> [Available data]
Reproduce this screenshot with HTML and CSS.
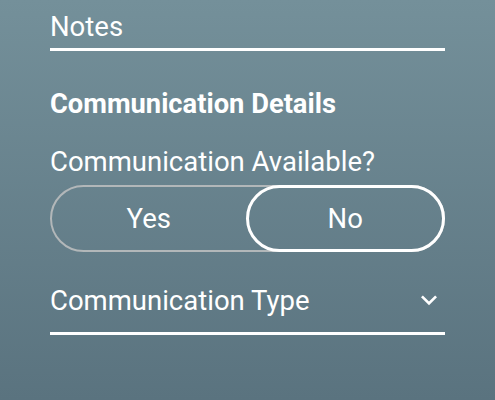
FILE: index.html
```html
<!DOCTYPE html>
<html lang="en">
<head>
<meta charset="utf-8">
<title>Communication Details</title>
<link rel="stylesheet" href="styles.css">
</head>
<body>
<main class="form">
  <div class="field notes">
    <span class="field-text">Notes</span>
  </div>
  <h2 class="section-title">Communication Details</h2>
  <p class="question">Communication Available?</p>
  <div class="toggle" role="radiogroup">
    <div class="option" role="radio" aria-checked="false">Yes</div>
    <div class="option selected" role="radio" aria-checked="true">No</div>
  </div>
  <div class="field select">
    <span class="field-text">Communication Type</span>
    <svg class="chevron" viewBox="0 0 24 24" width="32" height="32" aria-hidden="true">
      <path d="M16.59 8.59L12 13.17 7.41 8.59 6 10l6 6 6-6z" fill="#ffffff"/>
    </svg>
  </div>
</main>
</body>
</html>
```

FILE: styles.css
```css
html, body {
  margin: 0;
  padding: 0;
  height: 100%;
}

body {
  background: linear-gradient(180deg, #74909a 0%, #5a737f 100%);
  color: #ffffff;
  font-family: Roboto, "Noto Sans", "Liberation Sans", sans-serif;
}

.form {
  display: flex;
  flex-direction: column;
  padding: 0 50px;
}

.field {
  display: flex;
  align-items: flex-start;
  justify-content: space-between;
  border-bottom: 3px solid #ffffff;
}

.field-text {
  font-size: 27.5px;
  line-height: 32px;
}

.notes {
  padding-top: 11px;
  padding-bottom: 5px;
}

.section-title {
  margin: 37px 0 0;
  font-size: 27.3px;
  font-weight: 700;
  line-height: 32px;
}

.question {
  margin: 26px 0 0;
  font-size: 27.5px;
  line-height: 32px;
}

.toggle {
  display: flex;
  margin-top: 7px;
  height: 67px;
  box-sizing: border-box;
  border: 2px solid #b2b7b9;
  border-radius: 34px;
}

.option {
  flex: 1;
  display: flex;
  align-items: center;
  justify-content: center;
  font-size: 27.5px;
}

.option.selected {
  margin: -2px -2px -2px 0;
  border: 3px solid #ffffff;
  border-radius: 34px;
}

.select {
  margin-top: 33px;
  padding-bottom: 15px;
}

.chevron {
  margin-top: -1px;
  flex: none;
}
```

> [Work to complete] Copy each line exactly, and leave the pictures out of your copy.

> [Solution to the exercise]
Reproduce this screenshot with HTML and CSS.
FILE: index.html
```html
<!DOCTYPE html>
<html lang="en">
<head>
<meta charset="utf-8">
<title>Communication Details</title>
<link rel="stylesheet" href="styles.css">
</head>
<body>
<main class="form">
  <div class="field notes">
    <span class="field-text">Notes</span>
  </div>
  <h2 class="section-title">Communication Details</h2>
  <p class="question">Communication Available?</p>
  <div class="toggle" role="radiogroup">
    <div class="option" role="radio" aria-checked="false">Yes</div>
    <div class="option selected" role="radio" aria-checked="true">No</div>
  </div>
  <div class="field select">
    <span class="field-text">Communication Type</span>
    <svg class="chevron" viewBox="0 0 24 24" width="32" height="32" aria-hidden="true">
      <path d="M16.59 8.59L12 13.17 7.41 8.59 6 10l6 6 6-6z" fill="#ffffff"/>
    </svg>
  </div>
</main>
</body>
</html>
```

FILE: styles.css
```css
html, body {
  margin: 0;
  padding: 0;
  height: 100%;
}

body {
  background: linear-gradient(180deg, #74909a 0%, #5a737f 100%);
  color: #ffffff;
  font-family: Roboto, "Noto Sans", "Liberation Sans", sans-serif;
}

.form {
  display: flex;
  flex-direction: column;
  padding: 0 50px;
}

.field {
  display: flex;
  align-items: flex-start;
  justify-content: space-between;
  border-bottom: 3px solid #ffffff;
}

.field-text {
  font-size: 27.5px;
  line-height: 32px;
}

.notes {
  padding-top: 11px;
  padding-bottom: 5px;
}

.section-title {
  margin: 37px 0 0;
  font-size: 27.3px;
  font-weight: 700;
  line-height: 32px;
}

.question {
  margin: 26px 0 0;
  font-size: 27.5px;
  line-height: 32px;
}

.toggle {
  display: flex;
  margin-top: 7px;
  height: 67px;
  box-sizing: border-box;
  border: 2px solid #b2b7b9;
  border-radius: 34px;
}

.option {
  flex: 1;
  display: flex;
  align-items: center;
  justify-content: center;
  font-size: 27.5px;
}

.option.selected {
  margin: -2px -2px -2px 0;
  border: 3px solid #ffffff;
  border-radius: 34px;
}

.select {
  margin-top: 33px;
  padding-bottom: 15px;
}

.chevron {
  margin-top: -1px;
  flex: none;
}
```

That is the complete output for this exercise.